Since our cookie mix contains exclusively upcycled barley flour, it can be a little tricky to make on the first go. Here are a few tips you can try.
Use a Kitchen Aid mixer to really work the batter. Doing this will allow the high fibre grains to better absorb the moisture from the butter and egg (or your plant-based substitutes). You can also try beating by hand really vigorously for a longer amount of time if you’re after a good workout before getting to enjoy your cookies!
Add a bit more butter or oil. This will generally help especially if you live in a dryer climate… baking truly is a science!
Our favorite trick (at least it’s Marc’s favorite), especially if you like a softer cookie: add 1-2 tablespoons of your favorite nut or seed butter. This truly is a game changer. It boosts the healthy fat and protein content too!
Most importantly have fun, and know that even if they don’t turn out the prettiest on the first attempt, they will still be delicious and nutritious.
Recipe creation is a major priority for us in 2023. We have some of our own recipes that are currently being shared on our blog and our socials. We have also started reaching out to chefs, bakers, dietitians and our keen at-home bakers to build this out quickly. If you are an avid baker and would like to get involved, reach out to us at email@example.com.
No. While barley is a low-gluten alternative it still contains some gluten. Keep checking back in though! We have plans to upcycle different by-products, some of which will be gluten free. Sign up for our newsletter below to be kept in the loop for when that day arrives!
The cookie mix makes 12 large cookies. These aren’t your ordinary cookies though. One is often enough to keep you fueled for a few hours and will have you feeling way more full than your typical cookie. Because of this, many of our customers have mentioned that they make between 18-24 smaller cookies (you may want to reduce the bake time by 1-2 minutes if you choose to go this route).
We get this question a lot! No. There is no beer or alcohol in our products. The first step to making beer is steeping out the sugars from the malted barley grain. This results in 2 products: the first is the sugary liquid that goes on to be fermented creating the alcohol content in beer. The second product, spent grain, is referred to as the by-product in this process and is made up of protein, fibre and minerals. We like to refer to this as beer’s healthier half and think it deserves a much better fate than being a by-product! That is why we rapidly create our shelf stable Upcycled Barley Flour from this by-product so you can take advantage of its nutrient content in your baking. So, no you will not be able to get drunk off any of our products and its safe and healthy for both kids and adults to consume.

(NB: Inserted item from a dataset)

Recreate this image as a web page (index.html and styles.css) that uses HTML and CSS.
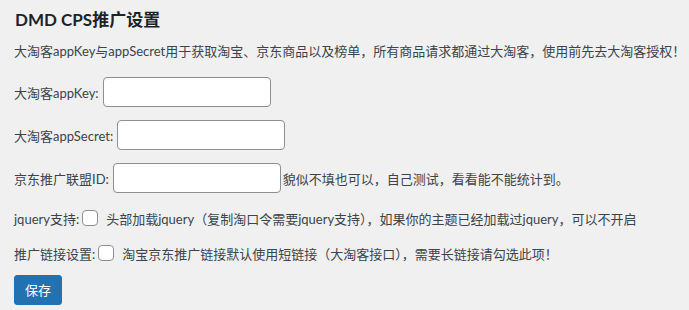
FILE: index.html
```html
<!DOCTYPE html>
<html lang="zh-CN">
<head>
<meta charset="utf-8">
<title>DMD CPS推广设置</title>
<link rel="stylesheet" href="styles.css">
</head>
<body>
<div class="wrap">
  <h2 class="title">DMD CPS推广设置</h2>
  <p class="desc">大淘客appKey与appSecret用于获取淘宝、京东商品以及榜单，所有商品请求都通过大淘客，使用前先去大淘客授权！</p>
  <div class="row row-first"><span class="lbl">大淘客appKey:</span><input class="field" type="text"></div>
  <div class="row"><span class="lbl">大淘客appSecret:</span><input class="field" type="text"></div>
  <div class="row"><span class="lbl">京东推广联盟ID:</span><input class="field" type="text"><span class="note">貌似不填也可以，自己测试，看看能不能统计到。</span></div>
  <div class="row check-row check-first"><span class="lbl-c">jquery支持:</span><input class="box" type="checkbox"><span class="ctext">头部加载jquery（复制淘口令需要jquery支持），如果你的主题已经加载过jquery，可以不开启</span></div>
  <div class="row check-row"><span class="lbl-c">推广链接设置:</span><input class="box" type="checkbox"><span class="ctext">淘宝京东推广链接默认使用短链接（大淘客接口），需要长链接请勾选此项！</span></div>
  <div class="actions"><button class="btn" type="button">保存</button></div>
</div>
</body>
</html>
```
FILE: styles.css
```css
html, body {
  margin: 0;
  padding: 0;
  background: #f0f0f1;
}
body {
  font-family: Lato, "Noto Sans CJK SC", sans-serif;
  font-size: 13px;
  color: #3c434a;
}
.wrap {
  padding: 0 14px;
  display: flex;
  flex-direction: column;
  align-items: flex-start;
}
.title {
  margin: 8px 0 0 1px;
  font-size: 17px;
  line-height: 24px;
  font-weight: 700;
  color: #1d2327;
}
.desc {
  margin: 9px 0 0 0;
  line-height: 20px;
  white-space: nowrap;
}
.row {
  height: 30px;
  margin-top: 13px;
  display: flex;
  align-items: center;
  white-space: nowrap;
}
.row-first {
  margin-top: 16px;
}
.lbl {
  margin-right: 4px;
}
.field {
  box-sizing: border-box;
  width: 168px;
  height: 30px;
  margin: 0;
  padding: 0 8px;
  border: 1px solid #8c8f94;
  border-radius: 4px;
  background: #fff;
  font: inherit;
}
.note {
  margin-left: 2px;
}
.check-row {
  height: 22px;
}
.check-first {
  margin-top: 14px;
}
.box {
  -webkit-appearance: none;
  appearance: none;
  box-sizing: border-box;
  width: 16px;
  height: 16px;
  margin: 0 0 0 3px;
  border: 1px solid #8c8f94;
  border-radius: 4px;
  background: #fff;
}
.ctext {
  margin-left: 8px;
}
.actions {
  margin-top: 11px;
}
.btn {
  box-sizing: border-box;
  height: 30px;
  min-width: 48px;
  padding: 0 10px;
  border: 1px solid #2271b1;
  border-radius: 3px;
  background: #2271b1;
  color: #fff;
  font: inherit;
  font-size: 13px;
  line-height: 28px;
}
```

Not yet, but it is something we are working on for the future. Going organic is a lengthy certification process and we need to encourage more barley farmers and breweries to switch to organic. As we continue to grow, we plan to further partner with breweries that source organic grains. For now, we work with smaller craft breweries who typically source higher quality grains, some of which have relationships directly with the farmers.
Fairtrade is another certification we will look into. This certification initially was created for industries where workers in developing countries were being severely underpaid and mistreated. Since the barley we use typically comes from the Canadian grain belt in the prairies, this certification may not be one that we pursue. Instead we will most likely go after B Corp certification which is more comprehensive. Our goal is to provide transparency throughout our supply chain once we’re able to launch our own facility within the next 2 years, sharing stories from the farms and breweries we work with. The circular economy only works when we know everyone (including Mother Earth) is treated fairly. That is our goal!

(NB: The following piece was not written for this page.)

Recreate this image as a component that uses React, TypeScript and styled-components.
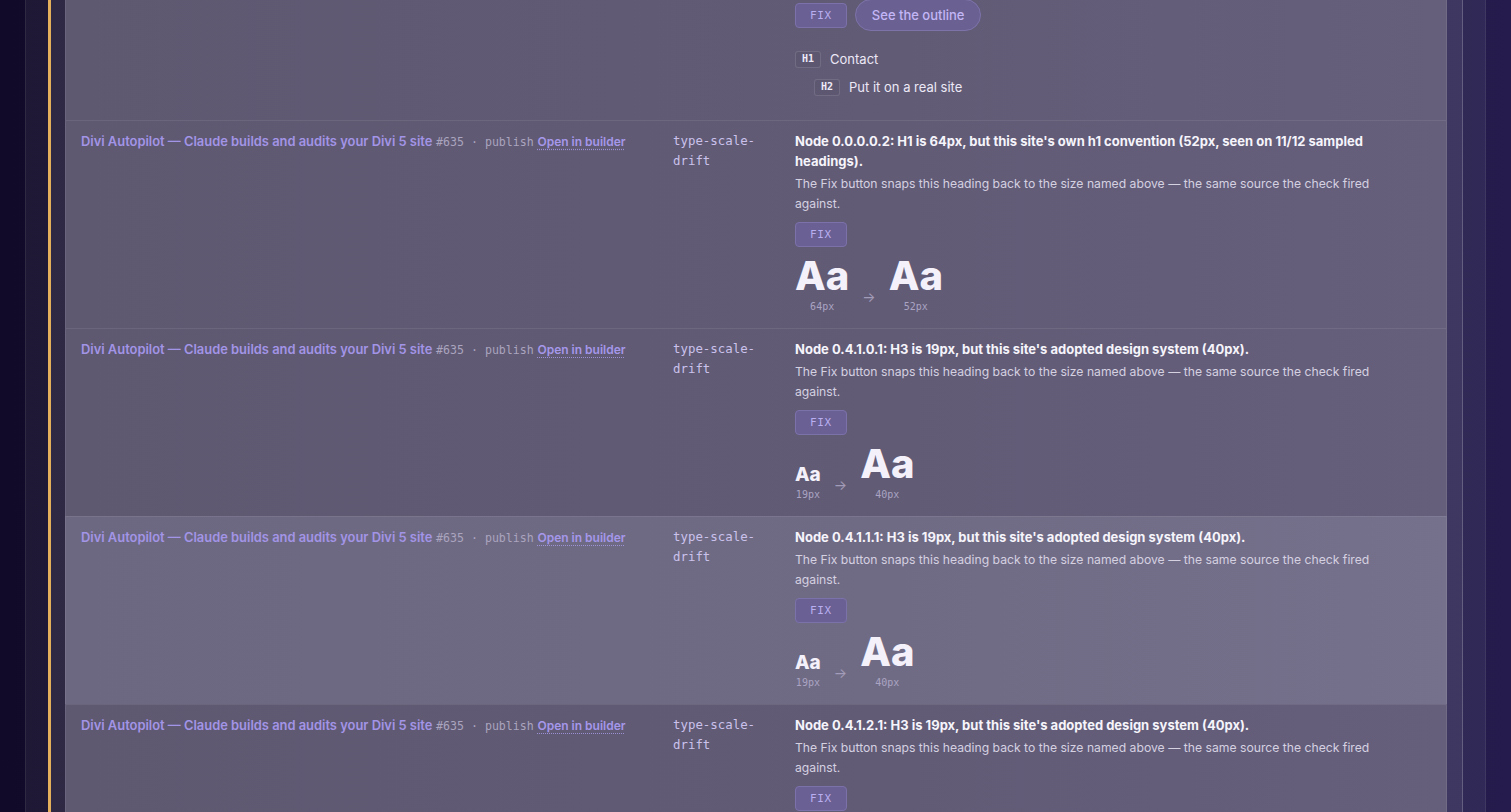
import React from 'react';
import styled, { createGlobalStyle } from 'styled-components';

const GlobalStyle = createGlobalStyle`
  html, body {
    margin: 0;
    height: 100%;
  }
  body {
    background: linear-gradient(90deg, #120a29 0%, #1a1136 45%, #251c4d 100%);
    font-family: Inter, "Noto Sans", sans-serif;
    -webkit-font-smoothing: antialiased;
    overflow: hidden;
  }
`;

const mono = `"DejaVu Sans Mono", "Liberation Mono", monospace`;

const Page = styled.div`
  height: 812px;
  padding: 0 25px;
  overflow: hidden;
`;

const Shell = styled.section`
  height: 100%;
  padding: 0 22px;
  background: rgba(255, 255, 255, 0.06);
  border-left: 1px solid rgba(255, 255, 255, 0.07);
  border-right: 1px solid rgba(255, 255, 255, 0.07);
`;

const Card = styled.div`
  height: 100%;
  padding: 0 15px 0 14px;
  background: rgba(255, 255, 255, 0.07);
  border-left: 3px solid #e5b05c;
  border-right: 1px solid rgba(255, 255, 255, 0.2);
`;

const Table = styled.div`
  display: flex;
  flex-direction: column;
`;

const Row = styled.div<{ $active?: boolean; $first?: boolean }>`
  display: grid;
  grid-template-columns: 592px 122px 1fr;
  background: ${(p) =>
    p.$active
      ? 'linear-gradient(90deg, #6d6881 0%, #706b85 60%, #75708b 100%)'
      : 'linear-gradient(90deg, #5e5871 0%, #615b76 60%, #655f7c 100%)'};
  border-top: ${(p) => (p.$first ? 'none' : '1px solid rgba(255, 255, 255, 0.08)')};
  box-shadow: inset 1px 0 rgba(255, 255, 255, 0.08), inset -1px 0 rgba(255, 255, 255, 0.08);
`;

const Cell = styled.div<{ $top?: boolean }>`
  padding: ${(p) => (p.$top ? '0 16px 16px' : '10px 16px 14px')};
  min-width: 0;
  font-size: 13px;
  line-height: 20px;
`;

const SourceTitle = styled.span`
  color: #a294e6;
  font-weight: 600;
  font-size: 12.9px;
`;

const Meta = styled.span`
  font-family: ${mono};
  font-size: 11.6px;
  color: #aaa4be;
`;

const BuilderLink = styled.a`
  color: #a597ea;
  font-size: 12px;
  font-weight: 600;
  text-decoration: underline dotted rgba(170, 156, 236, 0.8);
  text-underline-offset: 3px;
  cursor: pointer;
`;

const CheckName = styled.div`
  font-family: ${mono};
  font-size: 12.4px;
  line-height: 20px;
  color: #cbc2ec;
`;

const Message = styled.div`
  color: #f6f4fb;
  font-weight: 700;
  line-height: 20px;
`;

const Description = styled.div`
  max-width: 600px;
  margin-top: 3px;
  color: #d5d1e1;
  font-size: 12.2px;
  line-height: 19.5px;
`;

const Actions = styled.div<{ $top?: boolean }>`
  display: flex;
  align-items: center;
  gap: 8px;
  margin-top: ${(p) => (p.$top ? '-1px' : '9px')};
`;

const FixButton = styled.button`
  height: 25px;
  padding: 0 14px;
  border: 1px solid #7c72aa;
  border-radius: 4px;
  background: #6a6094;
  color: #b9aef0;
  font-family: ${mono};
  font-size: 11px;
  letter-spacing: 0.06em;
  cursor: pointer;
`;

const PillButton = styled.button`
  height: 32px;
  padding: 0 16px;
  border: 1px solid #7d73a9;
  border-radius: 16px;
  background: #6a6192;
  color: #c3b6f6;
  font-family: Inter, "Noto Sans", sans-serif;
  font-size: 13px;
  font-weight: 500;
  cursor: pointer;
`;

const Outline = styled.ul`
  list-style: none;
  margin: 18px 0 7px;
  padding: 0;
  display: flex;
  flex-direction: column;
  gap: 8px;
`;

const OutlineItem = styled.li<{ $depth: number }>`
  display: flex;
  align-items: center;
  gap: 9px;
  height: 20px;
  padding-left: ${(p) => p.$depth * 19}px;
  color: #ece8f5;
`;

const LevelTag = styled.span`
  display: inline-flex;
  align-items: center;
  height: 15px;
  padding: 0 6px;
  border: 1px solid rgba(255, 255, 255, 0.12);
  border-radius: 3px;
  background: rgba(0, 0, 0, 0.04);
  font-family: ${mono};
  font-size: 10px;
  font-weight: 700;
  color: #eeeaf8;
`;

const Samples = styled.div`
  display: flex;
  align-items: flex-end;
  gap: 13px;
  margin-top: 9px;
`;

const Sample = styled.div`
  display: flex;
  flex-direction: column;
  align-items: center;
`;

const Glyph = styled.span<{ $size: number }>`
  font-size: ${(p) => p.$size}px;
  line-height: 1;
  font-weight: 800;
  color: #f4f1fb;
`;

const SizeLabel = styled.span`
  margin-top: 4px;
  font-family: ${mono};
  font-size: 10px;
  line-height: 14px;
  color: #aaa4c2;
`;

const Arrow = styled.span`
  margin-bottom: 10px;
  font-size: 14px;
  line-height: 14px;
  color: #a29cb8;
`;

type Finding = {
  node: string;
  level: string;
  from: number;
  to: number;
  rule: string;
  active?: boolean;
};

const desc =
  'The Fix button snaps this heading back to the size named above — the same source the check fired against.';

const findings: Finding[] = [
  {
    node: '0.0.0.0.2',
    level: 'H1',
    from: 64,
    to: 52,
    rule: "this site's own h1 convention (52px, seen on 11/12 sampled headings).",
  },
  { node: '0.4.1.0.1', level: 'H3', from: 19, to: 40, rule: "this site's adopted design system (40px)." },
  { node: '0.4.1.1.1', level: 'H3', from: 19, to: 40, rule: "this site's adopted design system (40px).", active: true },
  { node: '0.4.1.2.1', level: 'H3', from: 19, to: 40, rule: "this site's adopted design system (40px)." },
];

function Source() {
  return (
    <>
      <SourceTitle>Divi Autopilot — Claude builds and audits your Divi 5 site</SourceTitle>{' '}
      <Meta>#635 · publish</Meta> <BuilderLink>Open in builder</BuilderLink>
    </>
  );
}

function SizeSample({ px }: { px: number }) {
  return (
    <Sample>
      <Glyph $size={Math.min(px, 40)}>Aa</Glyph>
      <SizeLabel>{px}px</SizeLabel>
    </Sample>
  );
}

function FindingRow({ f }: { f: Finding }) {
  return (
    <Row $active={f.active}>
      <Cell>
        <Source />
      </Cell>
      <Cell>
        <CheckName>type-scale-drift</CheckName>
      </Cell>
      <Cell>
        <Message>
          Node {f.node}: {f.level} is {f.from}px, but {f.rule}
        </Message>
        <Description>{desc}</Description>
        <Actions>
          <FixButton>FIX</FixButton>
        </Actions>
        <Samples>
          <SizeSample px={f.from} />
          <Arrow>→</Arrow>
          <SizeSample px={f.to} />
        </Samples>
      </Cell>
    </Row>
  );
}

export default function App() {
  return (
    <>
      <GlobalStyle />
      <Page>
        <Shell>
          <Card>
            <Table>
              <Row $first>
                <Cell $top />
                <Cell $top />
                <Cell $top>
                  <Actions $top>
                    <FixButton>FIX</FixButton>
                    <PillButton>See the outline</PillButton>
                  </Actions>
                  <Outline>
                    <OutlineItem $depth={0}>
                      <LevelTag>H1</LevelTag>
                      Contact
                    </OutlineItem>
                    <OutlineItem $depth={1}>
                      <LevelTag>H2</LevelTag>
                      Put it on a real site
                    </OutlineItem>
                  </Outline>
                </Cell>
              </Row>
              {findings.map((f) => (
                <FindingRow key={f.node} f={f} />
              ))}
            </Table>
          </Card>
        </Shell>
      </Page>
    </>
  );
}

Great question and one we did not jump into lightly. We actually spent the first two years of the business package-free to make sure we could learn as much as possible before making the right decision. Our packaging is type 2 plastic and is recyclable where facilities exist. Facilities are currently much more equipped to deal with this type of packaging over others. The problem with most compostable and biodegradable packaging is twofold: the end-of-life systems (think recycling/composting facilities) are not yet equipped to deal with this type of packaging at scale. There are also countless stories about compostable packaging leading to further food waste (product recalls due to shelf-life being shorter than anticipated) and the amount of land that is now being diverted to growing crops for packaging instead of actual food for people. With the amount of food insecurity in the world, we believe this needs to be addressed before we put our products into compostable packaging. Until these problems are solved, we will remain with the packaging that creates the least damage. Having said that, we also partner with zero-waste retailers to make our product available package-free – which is the best option of all. So if you’re ready to make that next step, please visit one of those partners!

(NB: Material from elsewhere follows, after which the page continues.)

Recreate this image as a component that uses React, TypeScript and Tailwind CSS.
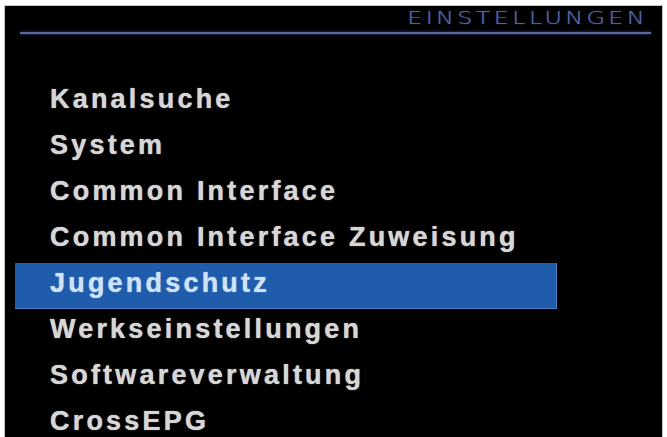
const items = [
  "Kanalsuche",
  "System",
  "Common Interface",
  "Common Interface Zuweisung",
  "Jugendschutz",
  "Werkseinstellungen",
  "Softwareverwaltung",
  "CrossEPG",
];

const selected = 4;

export default function App() {
  return (
    <div className="w-[667px] h-[437px] overflow-hidden bg-white pl-[4px] pt-[5px] pr-[4px] font-['Liberation_Sans',Arial,sans-serif]">
      <div className="h-[432px] overflow-hidden bg-black border-l border-t border-r border-[#c4c4c4] flex flex-col">
        {/* header */}
        <div className="h-[21px] shrink-0 flex justify-end items-end pr-[14px]">
          <span className="font-['DejaVu_Sans',sans-serif] font-extralight text-[18px] leading-none tracking-[2.5px] text-[#5468aa] scale-x-[1.33] origin-right [text-shadow:0_0_1px_#4a5fa8]">
            EINSTELLUNGEN
          </span>
        </div>
        <div className="shrink-0 mt-[5px] ml-[15px] mr-[11px] h-[2px] bg-[#5a689c] shadow-[0_0_3px_#34479a]" />

        {/* menu */}
        <div className="shrink-0 mt-[45px] flex flex-col">
          {items.map((label, i) => (
            <div
              key={label}
              className={
                i === selected
                  ? "shrink-0 h-[46px] leading-[40px] ml-[10px] w-[542px] pl-[35px] bg-[#1f5cac] border-r border-b border-[#4a7cc0] text-[#cfe3f7] text-[27px] font-bold tracking-[3.2px] whitespace-nowrap [text-shadow:0_0_1px_#cfe3f7]"
                  : "shrink-0 h-[46px] leading-[40px] ml-[10px] pl-[35px] text-[#d6d6d6] text-[27px] font-bold tracking-[3.2px] whitespace-nowrap [text-shadow:0_0_1px_#d6d6d6]"
              }
            >
              {label}
            </div>
          ))}
        </div>
      </div>
    </div>
  );
}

We aim to have orders processed within 24 hours although it can take up to 2 business days to process an order. We typically deliver using Canada Post so you will receive a tracking number once the order is processed. Typically most customers within BC receive their order in 3 days or less, while outside of BC it can sometimes take up to one week.
We are rapidly growing our retailers in 2023. Please visit our store locator page to find a store near you. If there aren’t any yet, feel free to mention Susgrainable to them, whether that’s in person or on social media… it all helps. You can also send us an email with the store's name (and address so we get the right one) and we’ll reach out to them to see if they are interested. Doing both provides us with the best chance to make our products more convenient for you and take an even bigger bite out of food waste.